EXERCISE DETAILS >> Read the records below and copy each line that contains "with".

EXTRACTED ENTRIES >>
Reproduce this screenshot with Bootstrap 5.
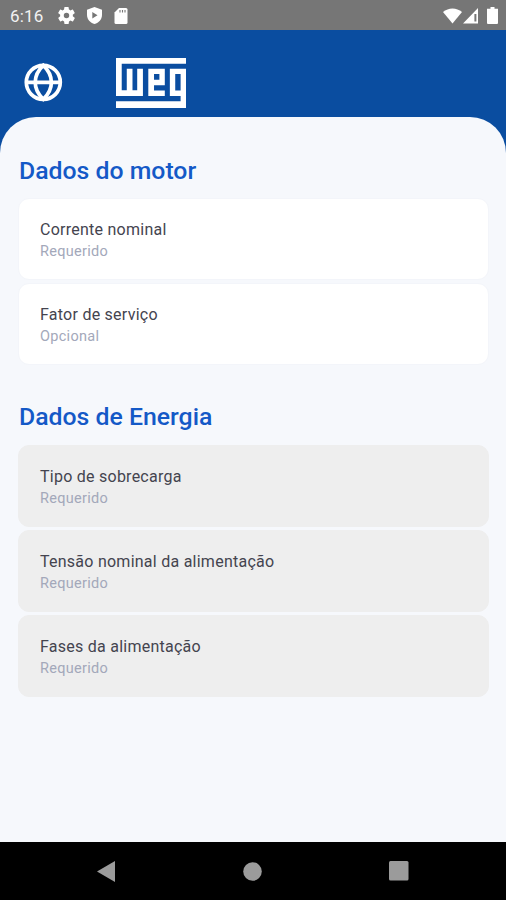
--
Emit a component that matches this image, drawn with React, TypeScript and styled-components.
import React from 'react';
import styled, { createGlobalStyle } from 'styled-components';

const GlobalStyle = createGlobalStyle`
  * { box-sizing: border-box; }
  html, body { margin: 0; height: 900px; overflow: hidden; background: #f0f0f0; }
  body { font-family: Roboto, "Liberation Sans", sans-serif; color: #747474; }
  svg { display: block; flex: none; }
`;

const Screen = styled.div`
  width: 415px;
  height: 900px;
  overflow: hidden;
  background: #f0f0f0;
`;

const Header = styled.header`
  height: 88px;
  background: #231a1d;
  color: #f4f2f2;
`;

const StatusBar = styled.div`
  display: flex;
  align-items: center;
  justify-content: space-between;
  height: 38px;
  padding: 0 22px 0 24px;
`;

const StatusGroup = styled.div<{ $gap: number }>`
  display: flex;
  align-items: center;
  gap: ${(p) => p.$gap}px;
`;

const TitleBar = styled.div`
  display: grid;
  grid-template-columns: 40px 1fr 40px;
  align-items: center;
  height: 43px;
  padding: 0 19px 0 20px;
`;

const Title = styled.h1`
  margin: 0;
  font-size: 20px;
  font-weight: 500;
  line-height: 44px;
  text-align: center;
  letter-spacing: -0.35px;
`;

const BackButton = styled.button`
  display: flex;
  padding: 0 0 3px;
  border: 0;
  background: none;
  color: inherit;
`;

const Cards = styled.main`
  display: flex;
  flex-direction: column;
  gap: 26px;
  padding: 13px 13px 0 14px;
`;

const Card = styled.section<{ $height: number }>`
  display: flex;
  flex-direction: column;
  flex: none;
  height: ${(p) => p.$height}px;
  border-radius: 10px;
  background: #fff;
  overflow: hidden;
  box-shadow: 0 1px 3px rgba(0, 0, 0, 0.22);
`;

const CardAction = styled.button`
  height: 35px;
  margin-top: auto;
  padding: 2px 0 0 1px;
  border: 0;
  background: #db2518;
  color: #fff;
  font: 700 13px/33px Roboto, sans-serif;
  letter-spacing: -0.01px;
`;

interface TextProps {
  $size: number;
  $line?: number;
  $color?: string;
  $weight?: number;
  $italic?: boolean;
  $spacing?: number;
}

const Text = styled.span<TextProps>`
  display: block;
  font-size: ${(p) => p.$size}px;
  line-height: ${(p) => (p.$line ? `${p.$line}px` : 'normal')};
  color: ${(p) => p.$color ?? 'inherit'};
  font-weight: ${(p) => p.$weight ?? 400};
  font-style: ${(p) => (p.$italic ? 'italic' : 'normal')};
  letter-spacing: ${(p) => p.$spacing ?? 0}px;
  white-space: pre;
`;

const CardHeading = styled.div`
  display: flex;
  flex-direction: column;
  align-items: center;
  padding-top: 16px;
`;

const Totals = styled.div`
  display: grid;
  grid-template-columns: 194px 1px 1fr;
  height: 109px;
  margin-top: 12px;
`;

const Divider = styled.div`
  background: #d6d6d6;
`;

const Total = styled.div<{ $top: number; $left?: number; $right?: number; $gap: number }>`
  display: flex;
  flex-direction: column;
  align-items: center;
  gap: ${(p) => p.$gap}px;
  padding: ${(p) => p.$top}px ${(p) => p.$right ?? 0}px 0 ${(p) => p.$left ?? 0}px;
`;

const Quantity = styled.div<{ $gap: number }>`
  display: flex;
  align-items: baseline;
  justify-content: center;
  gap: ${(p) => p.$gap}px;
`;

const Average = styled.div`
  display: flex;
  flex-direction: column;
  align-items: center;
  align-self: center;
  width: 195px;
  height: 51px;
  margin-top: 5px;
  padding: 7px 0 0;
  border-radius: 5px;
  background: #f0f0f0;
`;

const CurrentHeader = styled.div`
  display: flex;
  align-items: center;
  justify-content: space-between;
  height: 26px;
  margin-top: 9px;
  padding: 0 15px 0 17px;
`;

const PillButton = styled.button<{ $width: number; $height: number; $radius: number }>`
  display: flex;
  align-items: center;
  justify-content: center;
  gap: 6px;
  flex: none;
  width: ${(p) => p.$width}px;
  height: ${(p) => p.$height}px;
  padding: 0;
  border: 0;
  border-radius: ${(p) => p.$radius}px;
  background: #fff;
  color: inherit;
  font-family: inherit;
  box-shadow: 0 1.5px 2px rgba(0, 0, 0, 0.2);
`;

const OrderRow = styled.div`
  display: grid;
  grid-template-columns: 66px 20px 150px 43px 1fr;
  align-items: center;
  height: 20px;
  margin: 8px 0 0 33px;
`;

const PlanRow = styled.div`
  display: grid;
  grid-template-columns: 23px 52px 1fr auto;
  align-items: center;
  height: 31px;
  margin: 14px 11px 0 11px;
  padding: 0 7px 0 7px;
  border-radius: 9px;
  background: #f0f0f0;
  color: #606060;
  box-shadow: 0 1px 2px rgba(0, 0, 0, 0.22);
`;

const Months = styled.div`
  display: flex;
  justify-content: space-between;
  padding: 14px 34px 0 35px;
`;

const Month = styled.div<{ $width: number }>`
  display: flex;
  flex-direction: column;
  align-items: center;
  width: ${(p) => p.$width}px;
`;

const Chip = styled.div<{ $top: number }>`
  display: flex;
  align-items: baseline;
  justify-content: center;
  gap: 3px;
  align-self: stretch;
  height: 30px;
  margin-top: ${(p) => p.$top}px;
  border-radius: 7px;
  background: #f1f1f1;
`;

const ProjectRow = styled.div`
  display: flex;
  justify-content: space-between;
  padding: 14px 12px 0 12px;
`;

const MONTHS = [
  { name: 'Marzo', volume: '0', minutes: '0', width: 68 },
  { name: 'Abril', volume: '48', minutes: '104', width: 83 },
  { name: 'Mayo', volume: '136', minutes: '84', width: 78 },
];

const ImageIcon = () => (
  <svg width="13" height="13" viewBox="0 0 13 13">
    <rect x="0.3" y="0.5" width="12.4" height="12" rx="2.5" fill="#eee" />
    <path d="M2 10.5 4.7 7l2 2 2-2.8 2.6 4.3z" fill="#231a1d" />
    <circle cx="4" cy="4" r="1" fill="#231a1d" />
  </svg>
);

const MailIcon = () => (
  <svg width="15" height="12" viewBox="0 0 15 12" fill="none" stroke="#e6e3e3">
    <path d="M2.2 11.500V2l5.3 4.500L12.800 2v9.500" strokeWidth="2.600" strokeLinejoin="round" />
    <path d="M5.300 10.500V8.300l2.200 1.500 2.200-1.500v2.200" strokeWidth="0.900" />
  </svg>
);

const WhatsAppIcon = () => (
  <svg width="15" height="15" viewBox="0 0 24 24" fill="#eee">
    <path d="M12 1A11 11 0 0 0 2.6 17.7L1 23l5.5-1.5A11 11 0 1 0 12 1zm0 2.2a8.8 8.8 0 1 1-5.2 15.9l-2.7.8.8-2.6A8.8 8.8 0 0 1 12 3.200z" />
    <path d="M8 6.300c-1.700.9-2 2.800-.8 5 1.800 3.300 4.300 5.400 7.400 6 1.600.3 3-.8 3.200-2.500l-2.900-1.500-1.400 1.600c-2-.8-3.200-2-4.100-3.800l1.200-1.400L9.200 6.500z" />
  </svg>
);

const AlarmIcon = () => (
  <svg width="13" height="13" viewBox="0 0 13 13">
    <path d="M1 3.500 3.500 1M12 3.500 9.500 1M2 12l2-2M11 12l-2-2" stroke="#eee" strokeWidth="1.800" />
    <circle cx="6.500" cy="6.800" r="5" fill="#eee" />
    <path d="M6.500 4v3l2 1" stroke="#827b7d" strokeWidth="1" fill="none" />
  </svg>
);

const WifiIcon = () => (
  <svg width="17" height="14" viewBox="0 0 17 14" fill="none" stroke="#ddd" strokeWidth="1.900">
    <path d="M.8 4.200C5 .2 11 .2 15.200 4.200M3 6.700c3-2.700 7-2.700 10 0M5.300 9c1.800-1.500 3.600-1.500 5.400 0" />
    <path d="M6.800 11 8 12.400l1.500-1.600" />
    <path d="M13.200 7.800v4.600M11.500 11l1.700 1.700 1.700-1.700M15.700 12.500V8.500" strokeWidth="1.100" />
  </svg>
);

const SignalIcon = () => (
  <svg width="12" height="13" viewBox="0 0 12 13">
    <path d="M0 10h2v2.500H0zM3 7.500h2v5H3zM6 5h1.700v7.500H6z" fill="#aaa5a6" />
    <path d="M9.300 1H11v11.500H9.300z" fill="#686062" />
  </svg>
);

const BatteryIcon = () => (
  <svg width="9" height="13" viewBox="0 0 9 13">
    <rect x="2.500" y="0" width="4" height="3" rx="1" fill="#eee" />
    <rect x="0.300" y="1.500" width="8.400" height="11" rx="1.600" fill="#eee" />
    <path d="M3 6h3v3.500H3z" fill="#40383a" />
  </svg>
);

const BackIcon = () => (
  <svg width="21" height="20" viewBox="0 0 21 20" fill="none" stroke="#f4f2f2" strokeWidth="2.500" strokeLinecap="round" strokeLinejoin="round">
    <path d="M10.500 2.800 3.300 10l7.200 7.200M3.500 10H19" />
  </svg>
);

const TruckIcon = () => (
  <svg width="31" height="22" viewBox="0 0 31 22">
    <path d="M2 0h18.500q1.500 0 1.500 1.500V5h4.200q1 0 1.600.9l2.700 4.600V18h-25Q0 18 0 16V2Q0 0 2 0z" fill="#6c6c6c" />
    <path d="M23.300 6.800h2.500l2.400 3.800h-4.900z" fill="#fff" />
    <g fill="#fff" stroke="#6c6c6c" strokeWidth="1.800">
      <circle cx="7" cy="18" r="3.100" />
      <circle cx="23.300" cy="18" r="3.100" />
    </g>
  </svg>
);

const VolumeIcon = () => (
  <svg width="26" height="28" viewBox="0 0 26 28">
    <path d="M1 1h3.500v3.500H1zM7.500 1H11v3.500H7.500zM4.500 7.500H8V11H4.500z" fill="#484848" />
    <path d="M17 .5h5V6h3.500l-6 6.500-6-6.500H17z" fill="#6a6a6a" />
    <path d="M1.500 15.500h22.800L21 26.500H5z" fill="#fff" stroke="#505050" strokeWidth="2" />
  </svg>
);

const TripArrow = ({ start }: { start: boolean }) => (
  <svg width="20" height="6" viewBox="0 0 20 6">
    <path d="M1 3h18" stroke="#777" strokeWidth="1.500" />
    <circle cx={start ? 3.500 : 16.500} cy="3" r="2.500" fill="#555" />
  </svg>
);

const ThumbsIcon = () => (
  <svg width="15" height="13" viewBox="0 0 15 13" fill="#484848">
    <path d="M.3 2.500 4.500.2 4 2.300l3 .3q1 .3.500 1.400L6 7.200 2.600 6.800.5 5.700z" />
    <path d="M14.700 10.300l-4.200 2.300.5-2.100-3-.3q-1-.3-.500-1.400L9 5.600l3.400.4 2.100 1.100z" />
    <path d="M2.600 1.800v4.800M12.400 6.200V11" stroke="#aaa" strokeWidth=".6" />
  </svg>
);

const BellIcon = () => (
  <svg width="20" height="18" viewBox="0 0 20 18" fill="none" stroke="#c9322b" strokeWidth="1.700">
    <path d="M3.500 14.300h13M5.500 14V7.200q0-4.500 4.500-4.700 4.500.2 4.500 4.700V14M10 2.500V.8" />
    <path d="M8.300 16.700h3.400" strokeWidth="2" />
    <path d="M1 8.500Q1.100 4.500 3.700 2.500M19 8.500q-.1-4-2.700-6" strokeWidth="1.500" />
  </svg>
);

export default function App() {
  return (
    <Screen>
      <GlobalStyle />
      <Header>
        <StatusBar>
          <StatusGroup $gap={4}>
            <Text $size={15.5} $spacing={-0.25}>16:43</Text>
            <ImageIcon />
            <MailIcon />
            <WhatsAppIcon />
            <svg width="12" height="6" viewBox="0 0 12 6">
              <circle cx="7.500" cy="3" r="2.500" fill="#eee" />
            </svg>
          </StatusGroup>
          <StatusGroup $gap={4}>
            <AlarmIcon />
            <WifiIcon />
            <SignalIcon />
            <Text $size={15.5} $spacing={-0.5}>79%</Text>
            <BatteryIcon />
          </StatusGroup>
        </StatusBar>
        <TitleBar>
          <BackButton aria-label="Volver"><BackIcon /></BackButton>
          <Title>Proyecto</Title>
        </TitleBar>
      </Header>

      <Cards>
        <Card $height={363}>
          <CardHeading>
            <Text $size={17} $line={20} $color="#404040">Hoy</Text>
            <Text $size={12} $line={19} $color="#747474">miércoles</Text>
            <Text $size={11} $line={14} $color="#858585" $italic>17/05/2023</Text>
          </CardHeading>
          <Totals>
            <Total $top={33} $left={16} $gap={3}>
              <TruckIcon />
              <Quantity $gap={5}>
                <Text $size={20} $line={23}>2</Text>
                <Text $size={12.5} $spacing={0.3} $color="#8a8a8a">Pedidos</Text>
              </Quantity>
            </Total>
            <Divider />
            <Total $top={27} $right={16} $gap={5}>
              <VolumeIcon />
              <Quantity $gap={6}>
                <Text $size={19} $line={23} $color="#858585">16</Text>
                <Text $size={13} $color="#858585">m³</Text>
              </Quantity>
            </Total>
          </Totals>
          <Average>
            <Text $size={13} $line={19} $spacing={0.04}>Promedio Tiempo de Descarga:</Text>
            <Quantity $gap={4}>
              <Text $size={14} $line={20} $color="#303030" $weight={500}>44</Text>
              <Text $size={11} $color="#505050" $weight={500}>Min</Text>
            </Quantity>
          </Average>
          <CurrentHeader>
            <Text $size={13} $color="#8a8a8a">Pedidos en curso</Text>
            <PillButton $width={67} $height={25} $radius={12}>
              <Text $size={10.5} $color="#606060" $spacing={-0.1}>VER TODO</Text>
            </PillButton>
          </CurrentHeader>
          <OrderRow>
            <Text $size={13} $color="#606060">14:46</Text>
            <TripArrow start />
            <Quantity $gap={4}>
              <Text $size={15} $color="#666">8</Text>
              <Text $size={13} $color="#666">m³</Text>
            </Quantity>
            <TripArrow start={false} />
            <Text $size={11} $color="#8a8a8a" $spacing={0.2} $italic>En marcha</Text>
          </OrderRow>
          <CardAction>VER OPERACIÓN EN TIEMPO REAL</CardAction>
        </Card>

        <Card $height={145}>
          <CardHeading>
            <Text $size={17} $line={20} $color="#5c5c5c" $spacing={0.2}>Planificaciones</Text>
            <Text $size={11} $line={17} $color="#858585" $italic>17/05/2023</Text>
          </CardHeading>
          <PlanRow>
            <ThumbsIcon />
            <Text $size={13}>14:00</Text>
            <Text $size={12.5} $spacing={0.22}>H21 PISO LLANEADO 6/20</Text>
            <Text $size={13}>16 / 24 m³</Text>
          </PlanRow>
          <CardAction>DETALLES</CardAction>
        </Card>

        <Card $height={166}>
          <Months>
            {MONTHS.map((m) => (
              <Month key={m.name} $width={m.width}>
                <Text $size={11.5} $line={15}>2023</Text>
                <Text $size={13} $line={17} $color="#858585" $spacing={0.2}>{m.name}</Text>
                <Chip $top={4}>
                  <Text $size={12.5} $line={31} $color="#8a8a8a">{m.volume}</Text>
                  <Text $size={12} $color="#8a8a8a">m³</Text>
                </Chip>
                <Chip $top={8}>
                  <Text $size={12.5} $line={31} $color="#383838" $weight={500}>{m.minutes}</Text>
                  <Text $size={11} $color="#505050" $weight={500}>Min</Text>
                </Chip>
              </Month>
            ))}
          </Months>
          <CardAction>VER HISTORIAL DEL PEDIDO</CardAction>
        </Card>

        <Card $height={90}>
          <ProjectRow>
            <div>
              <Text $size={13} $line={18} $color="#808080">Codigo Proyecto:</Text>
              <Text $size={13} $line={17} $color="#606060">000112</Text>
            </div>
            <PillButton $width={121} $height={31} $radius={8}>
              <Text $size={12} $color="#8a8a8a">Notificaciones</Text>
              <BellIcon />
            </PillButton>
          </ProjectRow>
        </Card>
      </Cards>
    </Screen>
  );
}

COMPLETE RESPONSE >>
Reproduce this screenshot with Bootstrap 5.
Emit a component that matches this image, drawn with React, TypeScript and styled-components.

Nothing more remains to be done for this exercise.